* [Brief]: Your task is to copy the listing exactly, with the pictures left out.
═══ Given data ═══
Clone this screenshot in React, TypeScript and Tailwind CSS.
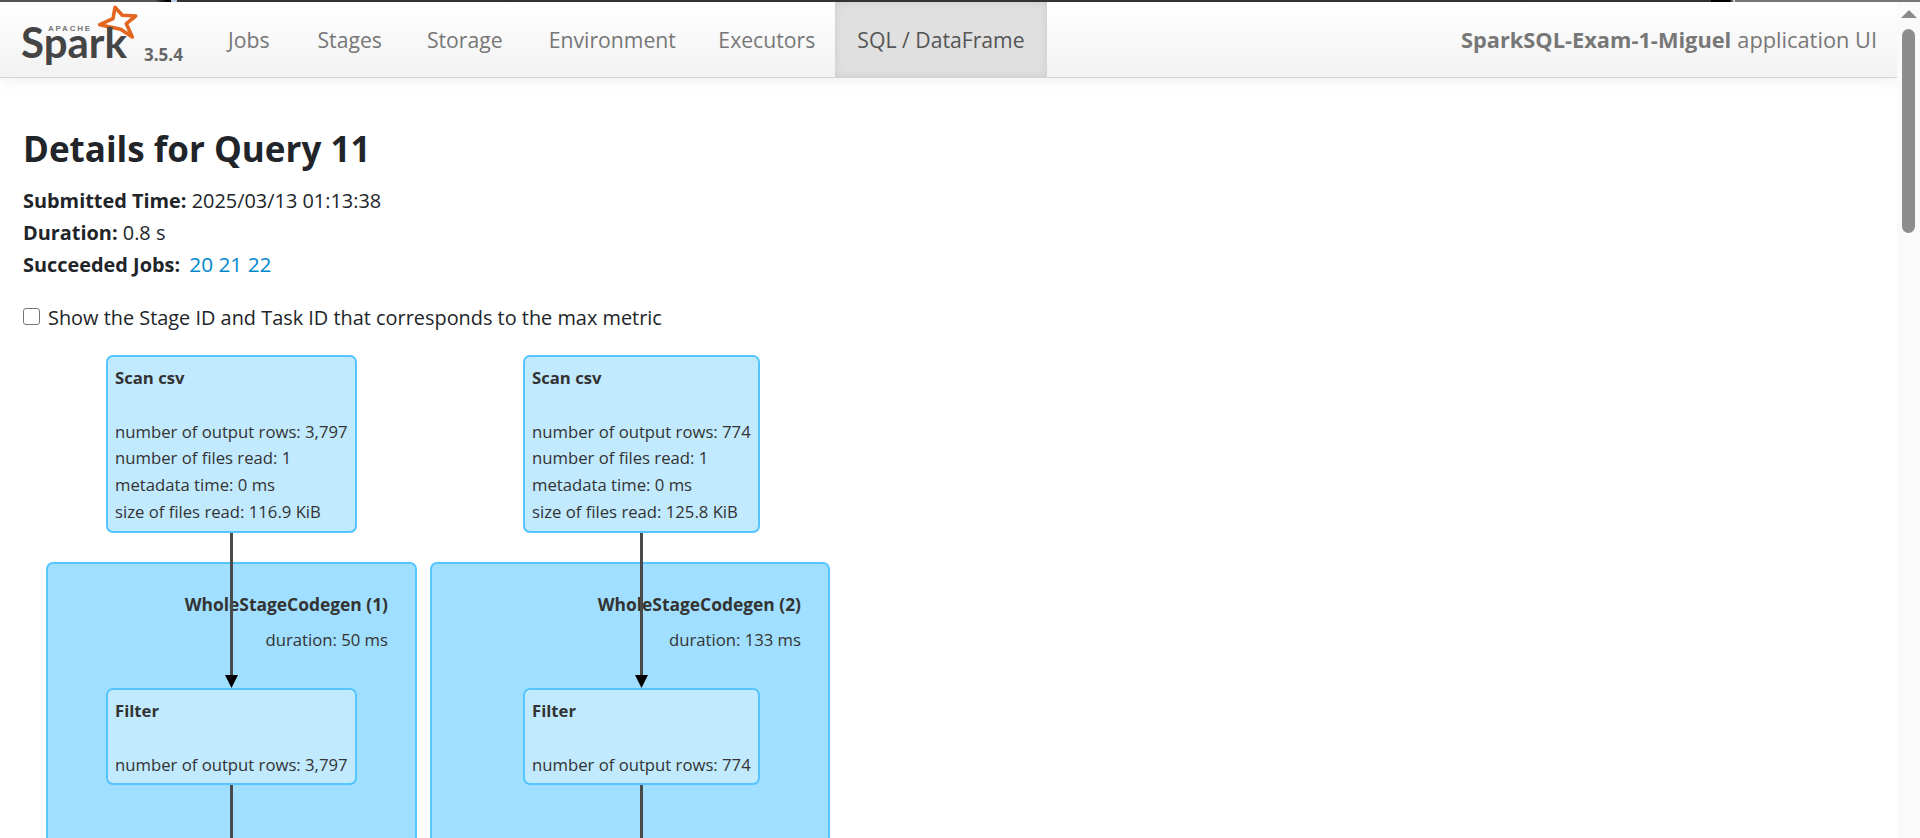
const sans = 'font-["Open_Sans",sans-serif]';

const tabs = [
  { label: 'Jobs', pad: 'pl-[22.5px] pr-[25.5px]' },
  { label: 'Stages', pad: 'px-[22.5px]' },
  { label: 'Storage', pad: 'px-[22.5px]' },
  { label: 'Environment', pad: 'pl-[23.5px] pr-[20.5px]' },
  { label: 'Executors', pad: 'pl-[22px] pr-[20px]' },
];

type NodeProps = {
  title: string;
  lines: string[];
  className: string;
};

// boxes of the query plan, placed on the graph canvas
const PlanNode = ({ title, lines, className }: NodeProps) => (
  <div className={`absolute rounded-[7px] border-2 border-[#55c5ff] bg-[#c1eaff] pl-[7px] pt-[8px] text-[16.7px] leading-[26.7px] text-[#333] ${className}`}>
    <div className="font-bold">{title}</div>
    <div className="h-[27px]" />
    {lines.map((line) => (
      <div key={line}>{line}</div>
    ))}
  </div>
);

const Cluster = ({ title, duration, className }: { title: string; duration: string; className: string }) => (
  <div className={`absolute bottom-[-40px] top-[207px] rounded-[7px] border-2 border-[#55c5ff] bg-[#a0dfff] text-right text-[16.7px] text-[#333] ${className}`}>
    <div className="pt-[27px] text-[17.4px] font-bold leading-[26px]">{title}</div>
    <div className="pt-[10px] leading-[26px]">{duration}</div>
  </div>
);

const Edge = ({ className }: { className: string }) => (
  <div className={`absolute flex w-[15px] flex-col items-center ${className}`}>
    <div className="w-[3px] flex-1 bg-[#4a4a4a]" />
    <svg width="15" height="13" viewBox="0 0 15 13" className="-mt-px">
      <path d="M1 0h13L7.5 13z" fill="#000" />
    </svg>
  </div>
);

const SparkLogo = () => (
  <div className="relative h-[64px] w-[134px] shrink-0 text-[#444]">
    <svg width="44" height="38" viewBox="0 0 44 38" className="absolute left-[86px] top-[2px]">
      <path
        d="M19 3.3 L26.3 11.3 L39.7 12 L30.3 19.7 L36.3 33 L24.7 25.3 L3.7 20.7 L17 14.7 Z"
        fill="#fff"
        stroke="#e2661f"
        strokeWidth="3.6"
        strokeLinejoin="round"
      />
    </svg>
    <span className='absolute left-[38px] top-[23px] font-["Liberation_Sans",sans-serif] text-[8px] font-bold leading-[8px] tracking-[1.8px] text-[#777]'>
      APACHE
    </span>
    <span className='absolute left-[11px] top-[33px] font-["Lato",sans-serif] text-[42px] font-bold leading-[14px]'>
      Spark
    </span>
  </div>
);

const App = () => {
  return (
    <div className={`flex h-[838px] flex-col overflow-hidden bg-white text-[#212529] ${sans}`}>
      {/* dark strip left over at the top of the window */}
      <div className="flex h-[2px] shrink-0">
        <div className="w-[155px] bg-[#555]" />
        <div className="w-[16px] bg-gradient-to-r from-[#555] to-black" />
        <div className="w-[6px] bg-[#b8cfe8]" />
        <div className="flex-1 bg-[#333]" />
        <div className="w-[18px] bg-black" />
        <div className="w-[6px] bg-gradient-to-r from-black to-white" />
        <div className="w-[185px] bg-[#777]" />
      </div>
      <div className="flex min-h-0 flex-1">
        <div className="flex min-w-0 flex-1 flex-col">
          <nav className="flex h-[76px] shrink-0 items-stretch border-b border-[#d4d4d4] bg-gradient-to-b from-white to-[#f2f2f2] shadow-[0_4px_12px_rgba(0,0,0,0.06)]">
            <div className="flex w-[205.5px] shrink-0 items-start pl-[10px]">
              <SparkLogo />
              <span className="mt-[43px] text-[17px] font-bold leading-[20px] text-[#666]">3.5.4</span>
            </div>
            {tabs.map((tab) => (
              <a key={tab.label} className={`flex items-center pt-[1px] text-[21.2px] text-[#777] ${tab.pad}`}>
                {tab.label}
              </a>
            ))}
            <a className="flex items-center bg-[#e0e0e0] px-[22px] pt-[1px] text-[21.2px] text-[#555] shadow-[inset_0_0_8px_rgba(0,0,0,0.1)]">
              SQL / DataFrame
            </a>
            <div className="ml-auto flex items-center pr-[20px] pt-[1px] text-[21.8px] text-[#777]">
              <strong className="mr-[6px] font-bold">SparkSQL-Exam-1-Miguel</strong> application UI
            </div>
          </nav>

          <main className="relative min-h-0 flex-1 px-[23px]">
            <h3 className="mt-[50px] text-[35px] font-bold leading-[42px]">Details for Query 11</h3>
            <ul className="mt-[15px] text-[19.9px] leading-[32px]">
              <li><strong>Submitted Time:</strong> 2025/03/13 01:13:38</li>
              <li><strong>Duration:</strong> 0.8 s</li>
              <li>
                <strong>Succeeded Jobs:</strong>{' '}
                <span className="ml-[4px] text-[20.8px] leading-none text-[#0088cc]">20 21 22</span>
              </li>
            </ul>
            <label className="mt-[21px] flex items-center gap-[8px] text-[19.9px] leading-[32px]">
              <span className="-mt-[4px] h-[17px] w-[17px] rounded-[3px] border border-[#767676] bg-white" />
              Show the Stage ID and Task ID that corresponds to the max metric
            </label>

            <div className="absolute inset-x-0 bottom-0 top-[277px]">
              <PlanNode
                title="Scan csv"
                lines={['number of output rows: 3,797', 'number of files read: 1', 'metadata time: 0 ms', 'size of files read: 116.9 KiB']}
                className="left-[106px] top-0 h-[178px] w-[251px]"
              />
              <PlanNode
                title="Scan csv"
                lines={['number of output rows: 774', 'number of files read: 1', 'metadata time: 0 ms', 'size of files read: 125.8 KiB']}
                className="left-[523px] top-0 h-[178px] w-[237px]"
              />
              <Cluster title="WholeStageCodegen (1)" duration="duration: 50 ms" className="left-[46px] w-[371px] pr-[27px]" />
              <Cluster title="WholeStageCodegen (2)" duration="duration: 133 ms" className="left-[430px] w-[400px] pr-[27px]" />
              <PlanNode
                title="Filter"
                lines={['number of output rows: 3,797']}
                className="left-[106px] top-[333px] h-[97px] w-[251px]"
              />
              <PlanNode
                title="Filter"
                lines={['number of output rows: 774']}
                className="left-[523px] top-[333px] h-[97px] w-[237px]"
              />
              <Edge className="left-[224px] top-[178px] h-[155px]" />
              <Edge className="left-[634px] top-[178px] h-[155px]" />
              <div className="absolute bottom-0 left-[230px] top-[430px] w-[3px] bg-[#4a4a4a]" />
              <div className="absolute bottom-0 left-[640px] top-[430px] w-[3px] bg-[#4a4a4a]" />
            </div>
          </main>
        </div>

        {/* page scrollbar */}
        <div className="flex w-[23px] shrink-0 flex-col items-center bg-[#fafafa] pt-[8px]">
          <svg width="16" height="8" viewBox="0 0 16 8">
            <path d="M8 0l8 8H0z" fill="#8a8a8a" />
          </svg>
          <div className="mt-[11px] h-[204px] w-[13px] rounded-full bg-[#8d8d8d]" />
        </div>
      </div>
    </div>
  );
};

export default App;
═══
* [The completed task]:
Clone this screenshot in React, TypeScript and Tailwind CSS.
const sans = 'font-["Open_Sans",sans-serif]';

const tabs = [
  { label: 'Jobs', pad: 'pl-[22.5px] pr-[25.5px]' },
  { label: 'Stages', pad: 'px-[22.5px]' },
  { label: 'Storage', pad: 'px-[22.5px]' },
  { label: 'Environment', pad: 'pl-[23.5px] pr-[20.5px]' },
  { label: 'Executors', pad: 'pl-[22px] pr-[20px]' },
];

type NodeProps = {
  title: string;
  lines: string[];
  className: string;
};

// boxes of the query plan, placed on the graph canvas
const PlanNode = ({ title, lines, className }: NodeProps) => (
  <div className={`absolute rounded-[7px] border-2 border-[#55c5ff] bg-[#c1eaff] pl-[7px] pt-[8px] text-[16.7px] leading-[26.7px] text-[#333] ${className}`}>
    <div className="font-bold">{title}</div>
    <div className="h-[27px]" />
    {lines.map((line) => (
      <div key={line}>{line}</div>
    ))}
  </div>
);

const Cluster = ({ title, duration, className }: { title: string; duration: string; className: string }) => (
  <div className={`absolute bottom-[-40px] top-[207px] rounded-[7px] border-2 border-[#55c5ff] bg-[#a0dfff] text-right text-[16.7px] text-[#333] ${className}`}>
    <div className="pt-[27px] text-[17.4px] font-bold leading-[26px]">{title}</div>
    <div className="pt-[10px] leading-[26px]">{duration}</div>
  </div>
);

const Edge = ({ className }: { className: string }) => (
  <div className={`absolute flex w-[15px] flex-col items-center ${className}`}>
    <div className="w-[3px] flex-1 bg-[#4a4a4a]" />
    <svg width="15" height="13" viewBox="0 0 15 13" className="-mt-px">
      <path d="M1 0h13L7.5 13z" fill="#000" />
    </svg>
  </div>
);

const SparkLogo = () => (
  <div className="relative h-[64px] w-[134px] shrink-0 text-[#444]">
    <svg width="44" height="38" viewBox="0 0 44 38" className="absolute left-[86px] top-[2px]">
      <path
        d="M19 3.3 L26.3 11.3 L39.7 12 L30.3 19.7 L36.3 33 L24.7 25.3 L3.7 20.7 L17 14.7 Z"
        fill="#fff"
        stroke="#e2661f"
        strokeWidth="3.6"
        strokeLinejoin="round"
      />
    </svg>
    <span className='absolute left-[38px] top-[23px] font-["Liberation_Sans",sans-serif] text-[8px] font-bold leading-[8px] tracking-[1.8px] text-[#777]'>
      APACHE
    </span>
    <span className='absolute left-[11px] top-[33px] font-["Lato",sans-serif] text-[42px] font-bold leading-[14px]'>
      Spark
    </span>
  </div>
);

const App = () => {
  return (
    <div className={`flex h-[838px] flex-col overflow-hidden bg-white text-[#212529] ${sans}`}>
      {/* dark strip left over at the top of the window */}
      <div className="flex h-[2px] shrink-0">
        <div className="w-[155px] bg-[#555]" />
        <div className="w-[16px] bg-gradient-to-r from-[#555] to-black" />
        <div className="w-[6px] bg-[#b8cfe8]" />
        <div className="flex-1 bg-[#333]" />
        <div className="w-[18px] bg-black" />
        <div className="w-[6px] bg-gradient-to-r from-black to-white" />
        <div className="w-[185px] bg-[#777]" />
      </div>
      <div className="flex min-h-0 flex-1">
        <div className="flex min-w-0 flex-1 flex-col">
          <nav className="flex h-[76px] shrink-0 items-stretch border-b border-[#d4d4d4] bg-gradient-to-b from-white to-[#f2f2f2] shadow-[0_4px_12px_rgba(0,0,0,0.06)]">
            <div className="flex w-[205.5px] shrink-0 items-start pl-[10px]">
              <SparkLogo />
              <span className="mt-[43px] text-[17px] font-bold leading-[20px] text-[#666]">3.5.4</span>
            </div>
            {tabs.map((tab) => (
              <a key={tab.label} className={`flex items-center pt-[1px] text-[21.2px] text-[#777] ${tab.pad}`}>
                {tab.label}
              </a>
            ))}
            <a className="flex items-center bg-[#e0e0e0] px-[22px] pt-[1px] text-[21.2px] text-[#555] shadow-[inset_0_0_8px_rgba(0,0,0,0.1)]">
              SQL / DataFrame
            </a>
            <div className="ml-auto flex items-center pr-[20px] pt-[1px] text-[21.8px] text-[#777]">
              <strong className="mr-[6px] font-bold">SparkSQL-Exam-1-Miguel</strong> application UI
            </div>
          </nav>

          <main className="relative min-h-0 flex-1 px-[23px]">
            <h3 className="mt-[50px] text-[35px] font-bold leading-[42px]">Details for Query 11</h3>
            <ul className="mt-[15px] text-[19.9px] leading-[32px]">
              <li><strong>Submitted Time:</strong> 2025/03/13 01:13:38</li>
              <li><strong>Duration:</strong> 0.8 s</li>
              <li>
                <strong>Succeeded Jobs:</strong>{' '}
                <span className="ml-[4px] text-[20.8px] leading-none text-[#0088cc]">20 21 22</span>
              </li>
            </ul>
            <label className="mt-[21px] flex items-center gap-[8px] text-[19.9px] leading-[32px]">
              <span className="-mt-[4px] h-[17px] w-[17px] rounded-[3px] border border-[#767676] bg-white" />
              Show the Stage ID and Task ID that corresponds to the max metric
            </label>

            <div className="absolute inset-x-0 bottom-0 top-[277px]">
              <PlanNode
                title="Scan csv"
                lines={['number of output rows: 3,797', 'number of files read: 1', 'metadata time: 0 ms', 'size of files read: 116.9 KiB']}
                className="left-[106px] top-0 h-[178px] w-[251px]"
              />
              <PlanNode
                title="Scan csv"
                lines={['number of output rows: 774', 'number of files read: 1', 'metadata time: 0 ms', 'size of files read: 125.8 KiB']}
                className="left-[523px] top-0 h-[178px] w-[237px]"
              />
              <Cluster title="WholeStageCodegen (1)" duration="duration: 50 ms" className="left-[46px] w-[371px] pr-[27px]" />
              <Cluster title="WholeStageCodegen (2)" duration="duration: 133 ms" className="left-[430px] w-[400px] pr-[27px]" />
              <PlanNode
                title="Filter"
                lines={['number of output rows: 3,797']}
                className="left-[106px] top-[333px] h-[97px] w-[251px]"
              />
              <PlanNode
                title="Filter"
                lines={['number of output rows: 774']}
                className="left-[523px] top-[333px] h-[97px] w-[237px]"
              />
              <Edge className="left-[224px] top-[178px] h-[155px]" />
              <Edge className="left-[634px] top-[178px] h-[155px]" />
              <div className="absolute bottom-0 left-[230px] top-[430px] w-[3px] bg-[#4a4a4a]" />
              <div className="absolute bottom-0 left-[640px] top-[430px] w-[3px] bg-[#4a4a4a]" />
            </div>
          </main>
        </div>

        {/* page scrollbar */}
        <div className="flex w-[23px] shrink-0 flex-col items-center bg-[#fafafa] pt-[8px]">
          <svg width="16" height="8" viewBox="0 0 16 8">
            <path d="M8 0l8 8H0z" fill="#8a8a8a" />
          </svg>
          <div className="mt-[11px] h-[204px] w-[13px] rounded-full bg-[#8d8d8d]" />
        </div>
      </div>
    </div>
  );
};

export default App;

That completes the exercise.